PROBLEM STATEMENT -
Repeat the data below exactly, dropping any pictures it holds.

── DATA SHOWN

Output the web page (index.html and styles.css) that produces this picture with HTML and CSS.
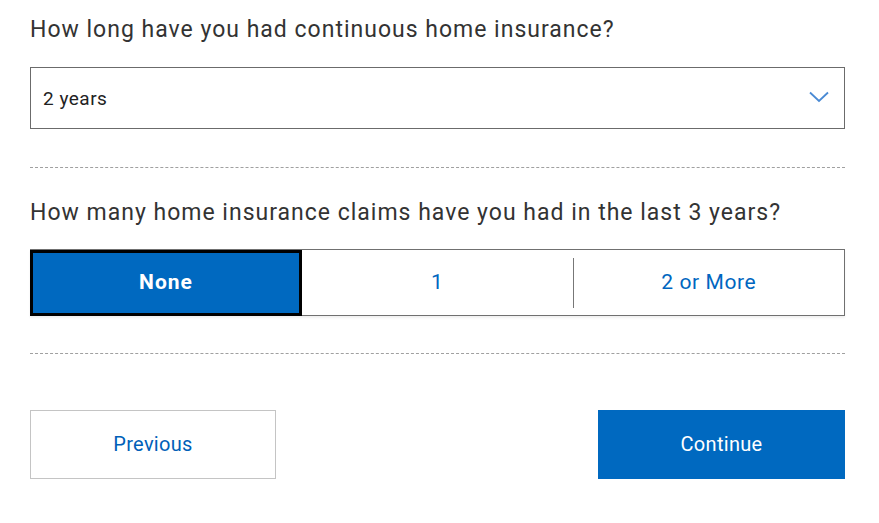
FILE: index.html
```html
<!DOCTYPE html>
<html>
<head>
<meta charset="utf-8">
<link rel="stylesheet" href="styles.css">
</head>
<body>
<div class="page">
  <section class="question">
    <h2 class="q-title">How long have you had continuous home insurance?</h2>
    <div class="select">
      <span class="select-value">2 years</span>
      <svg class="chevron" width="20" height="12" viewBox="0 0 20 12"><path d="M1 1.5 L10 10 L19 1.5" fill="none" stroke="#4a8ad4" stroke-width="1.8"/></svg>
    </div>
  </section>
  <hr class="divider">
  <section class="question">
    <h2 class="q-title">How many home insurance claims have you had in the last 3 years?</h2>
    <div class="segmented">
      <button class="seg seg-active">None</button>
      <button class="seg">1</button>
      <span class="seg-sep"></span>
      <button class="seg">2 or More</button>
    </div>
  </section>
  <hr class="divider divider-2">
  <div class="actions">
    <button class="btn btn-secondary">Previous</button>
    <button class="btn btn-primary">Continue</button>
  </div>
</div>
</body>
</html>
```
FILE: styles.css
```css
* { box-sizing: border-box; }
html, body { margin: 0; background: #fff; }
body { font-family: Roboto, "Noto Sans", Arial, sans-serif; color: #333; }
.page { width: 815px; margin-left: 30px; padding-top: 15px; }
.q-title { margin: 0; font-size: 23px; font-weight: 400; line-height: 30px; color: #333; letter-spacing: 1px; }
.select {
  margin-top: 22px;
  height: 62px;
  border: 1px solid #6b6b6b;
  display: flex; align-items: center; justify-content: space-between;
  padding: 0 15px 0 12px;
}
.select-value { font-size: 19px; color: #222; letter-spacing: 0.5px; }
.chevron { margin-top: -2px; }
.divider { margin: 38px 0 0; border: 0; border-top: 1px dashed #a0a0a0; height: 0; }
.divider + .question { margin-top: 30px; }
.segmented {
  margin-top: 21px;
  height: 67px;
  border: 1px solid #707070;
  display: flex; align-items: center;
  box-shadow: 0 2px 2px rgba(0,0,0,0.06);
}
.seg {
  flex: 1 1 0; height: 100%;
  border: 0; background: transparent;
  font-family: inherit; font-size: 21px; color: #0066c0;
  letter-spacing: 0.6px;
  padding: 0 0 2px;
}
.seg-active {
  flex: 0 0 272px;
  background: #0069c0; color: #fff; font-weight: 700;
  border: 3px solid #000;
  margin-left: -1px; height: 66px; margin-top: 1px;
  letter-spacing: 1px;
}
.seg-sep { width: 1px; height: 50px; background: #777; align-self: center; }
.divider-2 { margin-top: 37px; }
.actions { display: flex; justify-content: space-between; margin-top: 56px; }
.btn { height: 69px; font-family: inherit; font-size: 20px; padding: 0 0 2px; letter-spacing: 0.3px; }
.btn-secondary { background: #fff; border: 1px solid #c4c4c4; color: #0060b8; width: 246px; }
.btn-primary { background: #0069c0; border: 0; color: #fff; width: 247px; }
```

────

ANSWER FOR THE TASK -
Output the web page (index.html and styles.css) that produces this picture with HTML and CSS.
FILE: index.html
```html
<!DOCTYPE html>
<html>
<head>
<meta charset="utf-8">
<link rel="stylesheet" href="styles.css">
</head>
<body>
<div class="page">
  <section class="question">
    <h2 class="q-title">How long have you had continuous home insurance?</h2>
    <div class="select">
      <span class="select-value">2 years</span>
      <svg class="chevron" width="20" height="12" viewBox="0 0 20 12"><path d="M1 1.5 L10 10 L19 1.5" fill="none" stroke="#4a8ad4" stroke-width="1.8"/></svg>
    </div>
  </section>
  <hr class="divider">
  <section class="question">
    <h2 class="q-title">How many home insurance claims have you had in the last 3 years?</h2>
    <div class="segmented">
      <button class="seg seg-active">None</button>
      <button class="seg">1</button>
      <span class="seg-sep"></span>
      <button class="seg">2 or More</button>
    </div>
  </section>
  <hr class="divider divider-2">
  <div class="actions">
    <button class="btn btn-secondary">Previous</button>
    <button class="btn btn-primary">Continue</button>
  </div>
</div>
</body>
</html>
```
FILE: styles.css
```css
* { box-sizing: border-box; }
html, body { margin: 0; background: #fff; }
body { font-family: Roboto, "Noto Sans", Arial, sans-serif; color: #333; }
.page { width: 815px; margin-left: 30px; padding-top: 15px; }
.q-title { margin: 0; font-size: 23px; font-weight: 400; line-height: 30px; color: #333; letter-spacing: 1px; }
.select {
  margin-top: 22px;
  height: 62px;
  border: 1px solid #6b6b6b;
  display: flex; align-items: center; justify-content: space-between;
  padding: 0 15px 0 12px;
}
.select-value { font-size: 19px; color: #222; letter-spacing: 0.5px; }
.chevron { margin-top: -2px; }
.divider { margin: 38px 0 0; border: 0; border-top: 1px dashed #a0a0a0; height: 0; }
.divider + .question { margin-top: 30px; }
.segmented {
  margin-top: 21px;
  height: 67px;
  border: 1px solid #707070;
  display: flex; align-items: center;
  box-shadow: 0 2px 2px rgba(0,0,0,0.06);
}
.seg {
  flex: 1 1 0; height: 100%;
  border: 0; background: transparent;
  font-family: inherit; font-size: 21px; color: #0066c0;
  letter-spacing: 0.6px;
  padding: 0 0 2px;
}
.seg-active {
  flex: 0 0 272px;
  background: #0069c0; color: #fff; font-weight: 700;
  border: 3px solid #000;
  margin-left: -1px; height: 66px; margin-top: 1px;
  letter-spacing: 1px;
}
.seg-sep { width: 1px; height: 50px; background: #777; align-self: center; }
.divider-2 { margin-top: 37px; }
.actions { display: flex; justify-content: space-between; margin-top: 56px; }
.btn { height: 69px; font-family: inherit; font-size: 20px; padding: 0 0 2px; letter-spacing: 0.3px; }
.btn-secondary { background: #fff; border: 1px solid #c4c4c4; color: #0060b8; width: 246px; }
.btn-primary { background: #0069c0; border: 0; color: #fff; width: 247px; }
```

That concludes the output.